Dubai's main stock exchange plunged for a third straight day Wednesday as investors dumped holdings.
Dubai's main stock exchange plunged for a third straight day Wednesday as investors dumped holdings in the troubled Arab boomtown amid a scramble for details about the depth of its debt woes.
The Dubai Financial Market's benchmark index dropped 6.3 percent at the close, building on steep declines since Monday. The bourse in Abu Dhabi — the oil-rich emirate home to the United Arab Emirates' federal government — tumbled 2.8 percent.
The declines reflected a lack of information about the scope of Dubai's debt pile and how it plans to repay it. Concerns over the government's increasingly clear unwillingness to assume responsibility for the debts of companies that it owns — best illustrated by officials' lack of backing for troubled conglomerate Dubai World — are also weighing on the market, analysts say.
"It's all about the absence of any news, clarity and confirmation of what will happen," said Julian Bruce, director of institutional equity sales at EFG Hermes.
Those concerns have prompted a series of ratings downgrades, the most recent coming Tuesday when Moody's Investor's Service cut the ratings of six government-linked companies, leaving all in junk status.
"There's huge level of uncertainty, and investors are not interested in gaining more exposure to Dubai," Bruce added. "That's why everything is for sale."
The sell-off came as Dubai World's main property developer Nakheel, builder of the city-state's iconic palm-shaped islands, disclosed that it lost 13.43 billion dirhams, or $3.66 billion, in the first half of this year as property values tumbled in the emirate on the back of the global economic meltdown.
Nakheel made the disclosure on the Nasdaq Dubai, where its Islamic bonds are traded. The statement showed the company had amassed nearly $20 billion in liabilities, including loans and accounts that needed to be repaid, through the end of June. It said its assets at the time stood at about twice that amount.
The debt build-up mirrored that of Dubai World — whose sprawling holdings range from ports to real estate and luxury retail — and of Dubai, itself. The conglomerate and the emirate had relied on cheap cash to build up Dubai — one of seven semiautonomous city-states making up the UAE — over the past decade.
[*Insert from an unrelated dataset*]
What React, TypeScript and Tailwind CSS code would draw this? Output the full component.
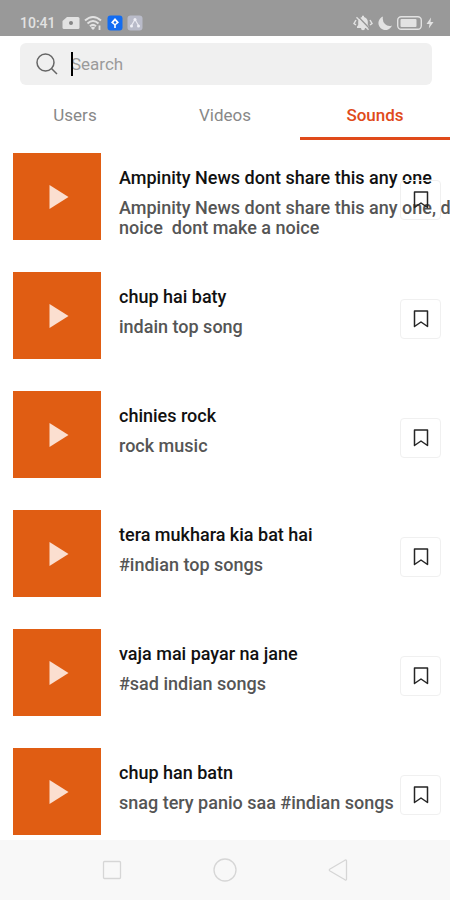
import { useState } from "react";

const tabs = ["Users", "Videos", "Sounds"];

const sounds = [
  {
    title: "Ampinity News dont share this any one",
    description: "Ampinity News dont share this any one, dont\nnoice  dont make a noice",
  },
  { title: "chup hai baty", description: "indain top song" },
  { title: "chinies rock", description: "rock music" },
  { title: "tera mukhara kia bat hai", description: "#indian top songs" },
  { title: "vaja mai payar na jane", description: "#sad indian songs" },
  { title: "chup han batn", description: "snag tery panio saa #indian songs" },
];

const StatusBar = () => (
  <div className="flex h-9 items-end justify-between bg-[#999999] pb-[3px] pl-5 pr-4 text-[#e2e2e2]">
    <div className="flex h-5 items-center gap-1">
      <span className="mr-0.5 text-sm leading-5 font-medium">10:41</span>
      <svg className="h-4 w-[18px]" viewBox="0 0 18 16">
        <path d="M5 2H16Q17.500 2 17.500 3.500V12.500Q17.500 14 16 14H2Q.5 14 .5 12.500V6Z" fill="currentColor" />
        <circle cx="9" cy="8" r="2" fill="#858585" />
      </svg>
      <svg className="h-4 w-[19px]" viewBox="0 0 19 16" fill="none" stroke="currentColor" strokeWidth="2">
        <path d="M1 5.500Q9-1.500 17 5.500M3.500 8.500Q9 3.500 14.500 8.500M6 11.300Q9 8.500 12 11.300" />
        <path d="M9 15L6.800 12.700Q9 11 11.200 12.700Z" fill="currentColor" stroke="none" />
        <path d="M15.500 10.500V15" strokeWidth="1.800" />
      </svg>
      <svg className="h-4 w-4" viewBox="0 0 16 16">
        <rect x=".5" y=".5" width="15" height="15" rx="3" fill="#126cf2" />
        <path d="M8 3L12 7.500L8.800 10V13H7.200V10L4 7.500Z" fill="#fff" />
        <path d="M8 5.800L9.600 7.400L8 9L6.400 7.400Z" fill="#126cf2" />
      </svg>
      <svg className="h-4 w-4" viewBox="0 0 16 16">
        <rect x=".5" y=".5" width="15" height="15" rx="3" fill="#b9bbc9" />
        <path d="M8 4.500L4.500 10.500M8 4.500L11.500 10.500" stroke="#e9e9f1" strokeWidth="1.200" />
        <g fill="#f0f0f6">
          <circle cx="8" cy="4.500" r="1.500" />
          <circle cx="4.500" cy="11" r="1.500" />
          <circle cx="11.500" cy="11" r="1.500" />
        </g>
      </svg>
    </div>
    <div className="flex h-5 items-center gap-1">
      <svg className="h-4 w-5" viewBox="0 0 20 16">
        <path d="M4 13V11.500L5.200 10V6.500Q5.500 3 9 2V.8H11V2Q14.500 3 14.800 6.500V10L16 11.500V13H12Q12 15.200 10 15.200Q8 15.200 8 13Z" fill="currentColor" />
        <path d="M3 5L1 8.500L3 10M17 5L19 8.500L17 10" stroke="currentColor" strokeWidth="1.500" fill="none" />
        <path d="M4.500 1L17 14" stroke="#999999" strokeWidth="1.600" />
        <path d="M3.500 2.300L15.500 14.800" stroke="currentColor" strokeWidth="1.300" />
      </svg>
      <svg className="h-4 w-4" viewBox="0 0 16 16">
        <path d="M6 1.500A7 7 0 1 0 15 10.500Q11 12 8 9Q5 6 6 1.500Z" fill="currentColor" />
      </svg>
      <svg className="h-4 w-[25px]" viewBox="0 0 25 16">
        <rect x=".7" y="1.700" width="23.600" height="12.600" rx="3.500" fill="none" stroke="currentColor" strokeWidth="1.400" />
        <rect x="3.500" y="4" width="16" height="8" rx="1" fill="currentColor" />
      </svg>
      <svg className="h-4 w-2" viewBox="0 0 8 16">
        <path d="M5 2.500L.5 9H3.500L2.800 13.500L7.500 7H4.500Z" fill="currentColor" />
      </svg>
    </div>
  </div>
);

const SoundRow = ({ title, description }: { title: string; description: string }) => (
  <li className="relative flex gap-[18px] overflow-hidden pl-[13px]">
    <button aria-label={`Play ${title}`} className="flex h-[87px] w-[88px] shrink-0 items-center justify-center bg-[#e05d13]">
      <svg className="ml-1 h-6 w-5" viewBox="0 0 20 24">
        <path d="M.5 0L19.500 12L.5 24Z" fill="#fbdfd0" />
      </svg>
    </button>
    <div className="flex min-w-0 flex-1 flex-col gap-[10px] pt-[15px] text-lg leading-5 font-medium whitespace-pre">
      <h2 className="text-[#111111]">{title}</h2>
      <p className="text-[#555555]">{description}</p>
    </div>
    {/* long titles run underneath the bookmark */}
    <button
      aria-label={`Save ${title}`}
      className="absolute top-[27px] right-[9px] flex h-10 w-[41px] items-center justify-center rounded border border-[#f0f0f0]"
    >
      <svg className="h-[18px] w-4" viewBox="0 0 16 18">
        <path d="M1.500 1H14.500V16.500L8 12L1.500 16.500Z" fill="none" stroke="#252525" strokeWidth="1.500" strokeLinejoin="round" />
      </svg>
    </button>
  </li>
);

const SystemNav = () => (
  <nav className="flex h-[60px] items-center justify-center gap-[89px] bg-[#f8f8f8] text-[#d6d6d6]">
    <button aria-label="Recent apps">
      <svg className="h-6 w-6" viewBox="0 0 24 24" fill="none" stroke="currentColor" strokeWidth="1.300">
        <rect x="3.500" y="3.500" width="17" height="17" rx="1" />
      </svg>
    </button>
    <button aria-label="Home">
      <svg className="h-6 w-6" viewBox="0 0 24 24" fill="none" stroke="currentColor" strokeWidth="1.300">
        <circle cx="12" cy="12" r="11" />
      </svg>
    </button>
    <button aria-label="Back">
      <svg className="h-6 w-6" viewBox="0 0 24 24" fill="none" stroke="currentColor" strokeWidth="1.300" strokeLinejoin="round">
        <path d="M20.500 3Q20.500 1.500 19 2.200L4 11Q2.500 12 4 13L19 21.800Q20.500 22.500 20.500 21Z" />
      </svg>
    </button>
  </nav>
);

export default function App() {
  const [activeTab, setActiveTab] = useState("Sounds");
  const [query, setQuery] = useState("");

  return (
    <div className="flex min-h-screen flex-col bg-white font-[Roboto,sans-serif]">
      <StatusBar />

      <div className="mt-[7px] mr-[18px] ml-5 flex h-[42px] items-center rounded-md bg-[#f0f0f0] pl-4">
        <svg className="h-[22px] w-[22px] shrink-0" viewBox="0 0 22 22" fill="none" stroke="#666666" strokeWidth="1.500">
          <circle cx="9.500" cy="9.500" r="8.500" />
          <path d="M15.500 15.500L21 21" />
        </svg>
        <div className="relative ml-[13px] flex-1">
          <input
            type="text"
            aria-label="Search"
            placeholder="Search"
            value={query}
            onChange={(e) => setQuery(e.target.value)}
            className="block h-6 w-full bg-transparent text-[17px] leading-6 text-black outline-none placeholder:text-[#9b9b9b]"
          />
          {!query && <span className="pointer-events-none absolute top-0 left-0 h-6 w-0.5 bg-black" />}
        </div>
      </div>

      <div role="tablist" className="mt-2 grid h-[47px] grid-cols-3">
        {tabs.map((tab) => (
          <button
            key={tab}
            role="tab"
            aria-selected={tab === activeTab}
            onClick={() => setActiveTab(tab)}
            className={`border-b-[3px] text-[17px] leading-5 ${
              tab === activeTab ? "border-[#e04a1a] font-medium text-[#e04a1a]" : "border-transparent text-[#888888]"
            }`}
          >
            {tab}
          </button>
        ))}
      </div>

      <ul className="flex flex-1 flex-col gap-8 pt-[13px] pb-[5px]">
        {sounds.map((sound) => (
          <SoundRow key={sound.title} {...sound} />
        ))}
      </ul>

      <SystemNav />
    </div>
  );
}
But the bills are coming due and the money is not there.
That crunch prompted Dubai's government, on the eve of the U.S. Thanksgiving holiday, to announce that Dubai World would seek a six-month "standstill," effectively a delay, on repaying some of its $60 billion in debts.
While the company later said the restructuring would involve roughly $26 billion in debts, and indicated it may sell some assets to raise the cash, it said its profitable ports and related free zone operations would be exempt from the restructuring. Also off the table was its private equity division Istithmar World and Infinity World Holding, the co-owner of Las Vegas' new $8.5 billion CityCenter hotel and casino complex.
Dubai World looked to isolate other assets from the restructuring, announcing late Tuesday that its shipbuilding and repair arm Drydocks World will not be included in a restructuring.
"Drydocks World continues to have sufficient financial capacity to service its debt and remains well positioned to take advantage of the expected improvements in the shipbuilding and offshore industries in the coming years," the company said.
The division has $1.7 billion in debt coming due in 2011, and another half a billion two years later, according to Morgan Stanley research.
Analysts say Dubai World appears to be drawing a line between profitable and other "good" assets it hopes to keep, and more toxic holdings that are loaded with debt.
Drydocks World runs the largest shipyard in the Middle East, servicing an average of 400 oil tankers and other ships per year, according to its Web site.
Even as it tries to fence off more valuable assets, Dubai is coming under mounting pressure from creditors that have loaned the emirate's web of state-run companies more than $80 billion.
Dubai World's Istithmar lost ownership of the W Union Square New York hotel in a foreclosure auction Tuesday. Istithmar acquired the hotel in October 2006 for $285 million, according to Real Capital Analytics, a data tracking firm.
Also in trouble was The Fontainebleau in Miami Beach. The Dubai World property's $660 million loan was due in August. Contractors also claim the owner of the historic hotel owes them $60 million.
Creditors increasingly fear Dubai's debt problems could spread beyond Dubai World to the other state-linked companies known informally as "Dubai Inc."
Those concerns were evident in the market Wednesday, as the slide in the DFM's benchmark index pushed the market more than 6 percent below its year-ago level.
Analysts at Barclays Capital said in a research report that Dubai Holding, an investment company controlled directly by Dubai's ruler, could be "next in line" with credit problems.
"We believe that the market is pricing in a swift and orderly restructuring with no lasting effect on Dubai Inc.," Barclays analysts wrote. "We would argue that there is little chance of this materializing, and at this point, risk is skewed to the downside."